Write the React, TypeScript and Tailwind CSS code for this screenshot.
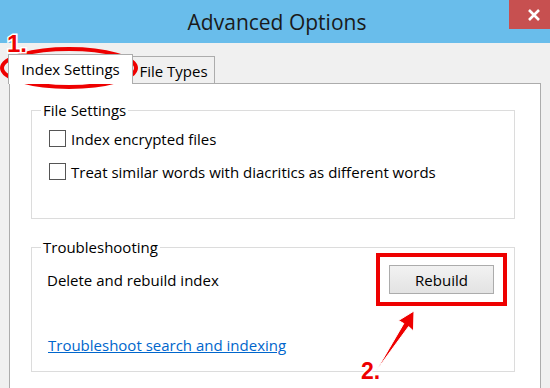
import React from "react";

const font = { fontFamily: '"Open Sans", "Noto Sans", Arial, sans-serif' };

function Checkbox({ label }: { label: string }) {
  return (
    <div className="flex h-[17px] items-center gap-[5px]">
      <div className="h-[17px] w-[17px] border border-[#555555] bg-white" />
      <span className="text-[15px] leading-[18px] text-black">{label}</span>
    </div>
  );
}

export default function App() {
  return (
    <div className="relative h-[388px] w-[550px] overflow-hidden bg-[#f0f0f0]" style={font}>
      {/* Title bar */}
      <div className="relative flex h-[43px] items-center justify-center bg-[#69bdeb]">
        <span className="pl-[4px] text-[21px] leading-[26px] text-[#1a1a1a]">Advanced Options</span>
        <div className="absolute right-0 top-0 flex h-[29px] w-[41px] items-center justify-center bg-[#c75050]">
          <svg width="14" height="12" viewBox="0 0 14 12" className="ml-[8px]">
            <path d="M2 1 L12 11 M12 1 L2 11" stroke="white" strokeWidth="2.6" />
          </svg>
        </div>
      </div>

      {/* Tabs */}
      <div className="ml-[8px] mt-[11px] flex items-end">
        <div className="relative z-10 -mb-px flex h-[30px] w-[125px] items-start justify-center border-x border-t border-[#acacac] bg-white pt-[5px] text-[15px] leading-[18px] text-black">
          Index Settings
        </div>
        <div className="flex h-[27px] w-[82px] items-start justify-center border-r border-t border-[#acacac] bg-[#f0f0f0] pt-[5px] text-[15px] leading-[18px] text-black">
          File Types
        </div>
      </div>

      {/* Panel */}
      <div className="ml-[9px] h-[320px] w-[532px] border border-[#acacac] bg-white pl-[21px] pt-[17px]">
        <fieldset className="h-[118px] w-[484px] border border-[#dcdcdc] p-0">
          <legend className="ml-[9px] px-[2px] text-[15px] leading-[18px] text-black">File Settings</legend>
          <div className="flex flex-col gap-[16px] pl-[17px] pt-[11px]">
            <Checkbox label="Index encrypted files" />
            <Checkbox label="Treat similar words with diacritics as different words" />
          </div>
        </fieldset>

        <fieldset className="mt-[19px] h-[134px] w-[484px] border border-[#dcdcdc] p-0">
          <legend className="ml-[9px] px-[2px] text-[15px] leading-[18px] text-black">Troubleshooting</legend>
          <div className="mt-[9px] flex h-[29px] items-center justify-between pl-[15px] pr-[20px]">
            <span className="text-[15px] leading-[18px] text-black">Delete and rebuild index</span>
            <button className="flex h-[29px] w-[105px] items-center justify-center border border-[#acacac] bg-gradient-to-b from-[#f2f2f2] to-[#e3e3e3] text-[15px] leading-[18px] text-black">
              Rebuild
            </button>
          </div>
          <div className="mt-[39px] pl-[16px]">
            <a className="text-[15px] leading-[18px] text-[#0066cc] underline">Troubleshoot search and indexing</a>
          </div>
        </fieldset>
      </div>

      {/* Annotations overlay */}
      <svg className="pointer-events-none absolute left-0 top-0" width="550" height="388" viewBox="0 0 550 388">
        <ellipse cx="69" cy="68" rx="67" ry="19" fill="none" stroke="#ee0000" strokeWidth="4" />
        <rect x="378" y="255" width="127" height="49" fill="none" stroke="#ee0000" strokeWidth="4" />
        <polygon
          points="414,311 398.5,320.5 403.8,323.5 376,371 408.6,326.5 413.5,331"
          fill="#ee0000"
          stroke="#ffffff"
          strokeWidth="1"
          strokeLinejoin="round"
        />
        <text
          x="7"
          y="52"
          fontFamily='"Liberation Sans", Arial, sans-serif'
          fontWeight="bold"
          fontSize="24"
          fill="#ee0000"
          stroke="#ffffff"
          strokeWidth="3"
          paintOrder="stroke"
        >
          1.
        </text>
        <text
          x="361"
          y="379"
          fontFamily='"Liberation Sans", Arial, sans-serif'
          fontWeight="bold"
          fontSize="23"
          fill="#ee0000"
          stroke="#ffffff"
          strokeWidth="3"
          paintOrder="stroke"
        >
          2.
        </text>
      </svg>
    </div>
  );
}
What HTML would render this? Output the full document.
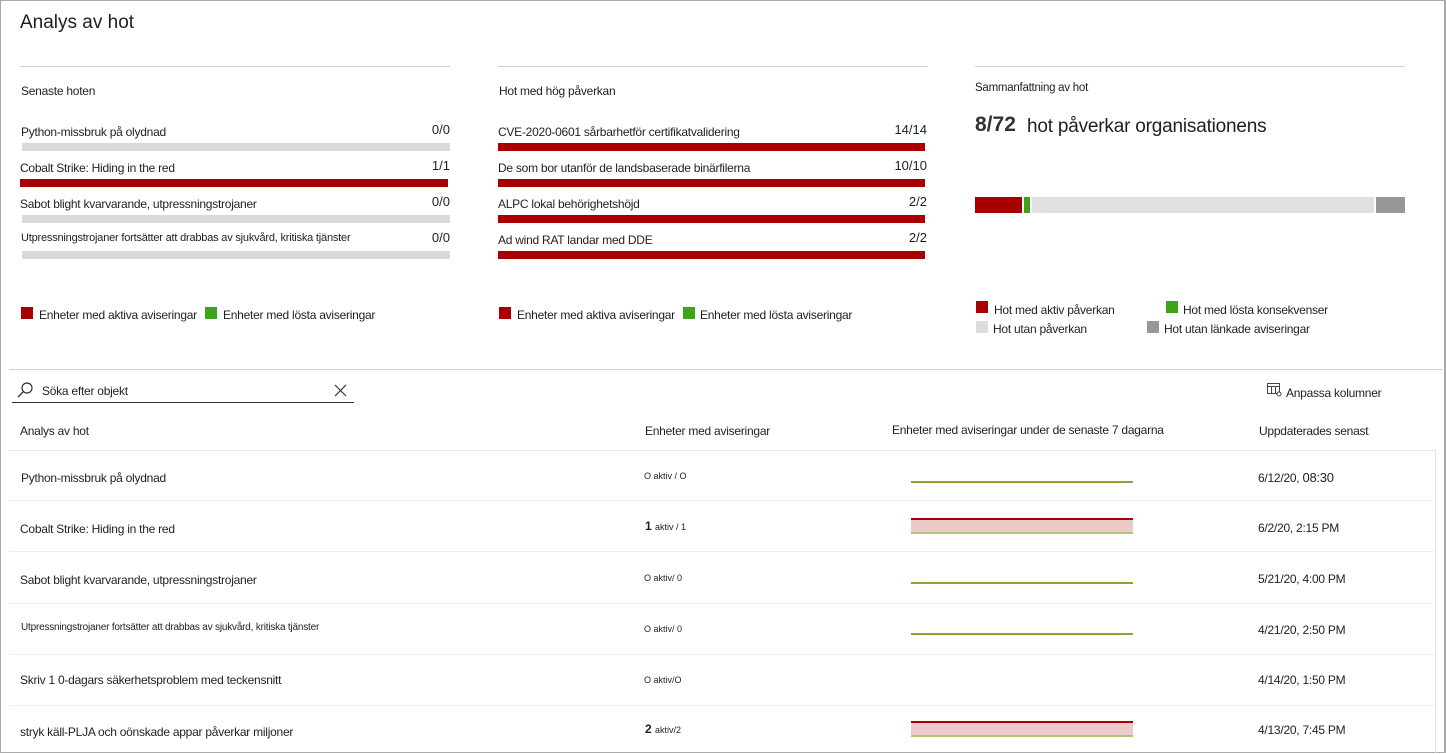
<!DOCTYPE html><html><head><meta charset="utf-8"><style>
body{margin:0;width:1446px;height:754px;overflow:hidden;background:#fff;font-family:"Liberation Sans",sans-serif;color:#201f1e;position:relative}
.a{position:absolute;white-space:nowrap}
.frame{position:absolute;left:0;top:0;width:1443px;height:751px;border:1px solid #a8a8a8;border-right:2px solid #a8a8a8}
.hr{position:absolute;height:1px;background:#d0d0d0}
.bar{position:absolute;height:8px;background:#d9d9d9}
.red{background:#a80000}
.t{font-size:12px;letter-spacing:-0.25px}
.n{font-size:13px;text-align:right}
.sq{position:absolute;width:12px;height:12px}
.s{font-size:11px;letter-spacing:-0.2px}
</style></head><body>
<div class="frame"></div>
<div class="a" style="left:20px;top:12px;font-size:19px">Analys av hot</div>
<div class="hr" style="left:20px;top:66px;width:430px"></div>
<div class="hr" style="left:498px;top:66px;width:430px"></div>
<div class="hr" style="left:975px;top:66px;width:430px"></div>

<div class="a t" style="left:21px;top:84px">Senaste hoten</div>
<div class="a t" style="left:21px;top:125px">Python-missbruk på olydnad</div><div class="a n" style="left:400px;width:50px;top:122px">0/0</div><div class="bar" style="left:22px;top:143px;width:428px"></div>
<div class="a t" style="left:20px;top:161px">Cobalt Strike: Hiding in the red</div><div class="a n" style="left:400px;width:50px;top:158px">1/1</div><div class="bar red" style="left:20px;top:179px;width:428px"></div>
<div class="a t" style="left:20px;top:197px">Sabot blight kvarvarande, utpressningstrojaner</div><div class="a n" style="left:400px;width:50px;top:194px">0/0</div><div class="bar" style="left:22px;top:215px;width:428px"></div>
<div class="a s" style="left:21px;top:232px">Utpressningstrojaner fortsätter att drabbas av sjukvård, kritiska tjänster</div><div class="a n" style="left:400px;width:50px;top:230px">0/0</div><div class="bar" style="left:22px;top:251px;width:428px"></div>
<div class="sq red" style="left:21px;top:307px"></div><div class="a t" style="left:39px;top:308px">Enheter med aktiva aviseringar</div>
<div class="sq" style="left:205px;top:307px;background:#3fa21b"></div><div class="a t" style="left:223px;top:308px">Enheter med lösta aviseringar</div>

<div class="a t" style="left:499px;top:84px">Hot med hög påverkan</div>
<div class="a t" style="left:498px;top:125px">CVE-2020-0601 sårbarhetför certifikatvalidering</div><div class="a n" style="left:860px;width:67px;top:122px">14/14</div><div class="bar red" style="left:498px;top:143px;width:427px"></div>
<div class="a t" style="left:498px;top:161px">De som bor utanför de landsbaserade binärfilerna</div><div class="a n" style="left:860px;width:67px;top:158px">10/10</div><div class="bar red" style="left:498px;top:179px;width:427px"></div>
<div class="a t" style="left:498px;top:197px">ALPC lokal behörighetshöjd</div><div class="a n" style="left:860px;width:67px;top:194px">2/2</div><div class="bar red" style="left:498px;top:215px;width:427px"></div>
<div class="a t" style="left:498px;top:233px">Ad wind RAT landar med DDE</div><div class="a n" style="left:860px;width:67px;top:230px">2/2</div><div class="bar red" style="left:498px;top:251px;width:427px"></div>
<div class="sq red" style="left:499px;top:307px"></div><div class="a t" style="left:517px;top:308px">Enheter med aktiva aviseringar</div>
<div class="sq" style="left:683px;top:307px;background:#3fa21b"></div><div class="a t" style="left:700px;top:308px">Enheter med lösta aviseringar</div>

<div class="a t" style="left:975px;top:82px;font-size:11.5px">Sammanfattning av hot</div>
<div class="a" style="left:975px;top:113px;font-size:21px;font-weight:bold;color:#333">8/72</div>
<div class="a" style="left:1027px;top:116px;font-size:19px;letter-spacing:-0.2px">hot påverkar organisationens</div>
<div style="position:absolute;left:975px;top:197px;width:47px;height:16px;background:#a80000"></div>
<div style="position:absolute;left:1024px;top:197px;width:6px;height:16px;background:#3fa21b"></div>
<div style="position:absolute;left:1032px;top:197px;width:342px;height:16px;background:#e1e1e1"></div>
<div style="position:absolute;left:1376px;top:197px;width:29px;height:16px;background:#979797"></div>
<div class="sq red" style="left:976px;top:301px"></div><div class="a t" style="left:994px;top:303px">Hot med aktiv påverkan</div>
<div class="sq" style="left:1166px;top:301px;background:#3fa21b"></div><div class="a t" style="left:1183px;top:303px">Hot med lösta konsekvenser</div>
<div class="sq" style="left:976px;top:321px;background:#ddd"></div><div class="a t" style="left:993px;top:322px">Hot utan påverkan</div>
<div class="sq" style="left:1147px;top:321px;background:#979797"></div><div class="a t" style="left:1164px;top:322px">Hot utan länkade aviseringar</div>

<div class="hr" style="left:9px;top:369px;width:1434px"></div>
<svg class="a" style="left:16px;top:382px" width="18" height="16" viewBox="0 0 18 16"><circle cx="11" cy="6" r="5" fill="none" stroke="#333" stroke-width="1.2"/><line x1="7.5" y1="9.5" x2="2" y2="15" stroke="#333" stroke-width="1.3"/></svg>
<div class="a t" style="left:42px;top:384px">Söka efter objekt</div>
<svg class="a" style="left:334px;top:384px" width="13" height="13"><path d="M1 1L12 12M12 1L1 12" stroke="#333" stroke-width="1.2"/></svg>
<div class="hr" style="left:12px;top:402px;width:342px;background:#333"></div>
<svg class="a" style="left:1267px;top:383px" width="16" height="14"><rect x="0.5" y="0.5" width="12" height="10" fill="none" stroke="#444"/><line x1="0" y1="3.5" x2="13" y2="3.5" stroke="#444"/><line x1="4.5" y1="3" x2="4.5" y2="11" stroke="#444"/><line x1="8.5" y1="3" x2="8.5" y2="11" stroke="#444"/><circle cx="12" cy="11" r="2" fill="#fff" stroke="#444"/></svg>
<div class="a t" style="left:1286px;top:386px">Anpassa kolumner</div>

<div class="a t" style="left:20px;top:424px">Analys av hot</div>
<div class="a t" style="left:645px;top:424px">Enheter med aviseringar</div>
<div class="a t" style="left:892px;top:423px">Enheter med aviseringar under de senaste 7 dagarna</div>
<div class="a t" style="left:1259px;top:424px">Uppdaterades senast</div>
<div class="hr" style="left:9px;top:450px;width:1427px;background:#e6e6e6"></div>
<div class="hr" style="left:1435px;top:450px;width:1px;height:303px;background:#e6e6e6"></div>

<div class="a t" style="left:21px;top:471px">Python-missbruk på olydnad</div><div class="a" style="left:644px;top:471px;font-size:9px">O aktiv / O</div>
<div style="position:absolute;left:911px;top:481px;width:222px;height:2px;background:#9b9b3a"></div><div class="a t" style="left:1258px;top:470px">6/12/20, <span style="font-size:13px">08:30</span></div>
<div class="hr" style="left:9px;top:500px;width:1427px;background:#eee"></div>

<div class="a t" style="left:20px;top:522px">Cobalt Strike: Hiding in the red</div><div class="a" style="left:645px;top:519px;font-size:12px"><b>1</b> <span style="font-size:9px">aktiv / 1</span></div>
<div style="position:absolute;left:911px;top:518px;width:222px;background:#eccaca;border-top:2px solid #a80000;border-bottom:2px solid #a8c878;box-sizing:border-box;height:16px"></div><div class="a t" style="left:1258px;top:521px">6/2/20, 2:15 PM</div>
<div class="hr" style="left:9px;top:551px;width:1427px;background:#eee"></div>

<div class="a t" style="left:20px;top:573px">Sabot blight kvarvarande, utpressningstrojaner</div><div class="a" style="left:644px;top:573px;font-size:9px">O aktiv/ 0</div>
<div style="position:absolute;left:911px;top:582px;width:222px;height:2px;background:#9b9b3a"></div><div class="a t" style="left:1258px;top:572px">5/21/20, 4:00 PM</div>
<div class="hr" style="left:9px;top:603px;width:1427px;background:#eee"></div>

<div class="a" style="left:21px;top:622px;font-size:10px;letter-spacing:-0.2px">Utpressningstrojaner fortsätter att drabbas av sjukvård, kritiska tjänster</div><div class="a" style="left:644px;top:624px;font-size:9px">O aktiv/ 0</div>
<div style="position:absolute;left:911px;top:633px;width:222px;height:2px;background:#9b9b3a"></div><div class="a t" style="left:1258px;top:623px">4/21/20, 2:50 PM</div>
<div class="hr" style="left:9px;top:654px;width:1427px;background:#eee"></div>

<div class="a t" style="left:20px;top:673px">Skriv 1 0-dagars säkerhetsproblem med teckensnitt</div><div class="a" style="left:644px;top:675px;font-size:9px">O aktiv/O</div>
<div class="a t" style="left:1258px;top:673px">4/14/20, 1:50 PM</div>
<div class="hr" style="left:9px;top:705px;width:1427px;background:#eee"></div>

<div class="a t" style="left:20px;top:725px">stryk käll-PLJA och oönskade appar påverkar miljoner</div><div class="a" style="left:645px;top:722px;font-size:12px"><b>2</b> <span style="font-size:9px">aktiv/2</span></div>
<div style="position:absolute;left:911px;top:721px;width:222px;height:16px;background:#eccaca;border-top:2px solid #a80000;border-bottom:2px solid #a8c878;box-sizing:border-box"></div><div class="a t" style="left:1258px;top:723px">4/13/20, 7:45 PM</div>
</body></html>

* _Request_
Pick out the lines containing the string "this" and show them.

* _Full response_
Write the React, TypeScript and Tailwind CSS code for this screenshot.
What HTML would render this? Output the full document.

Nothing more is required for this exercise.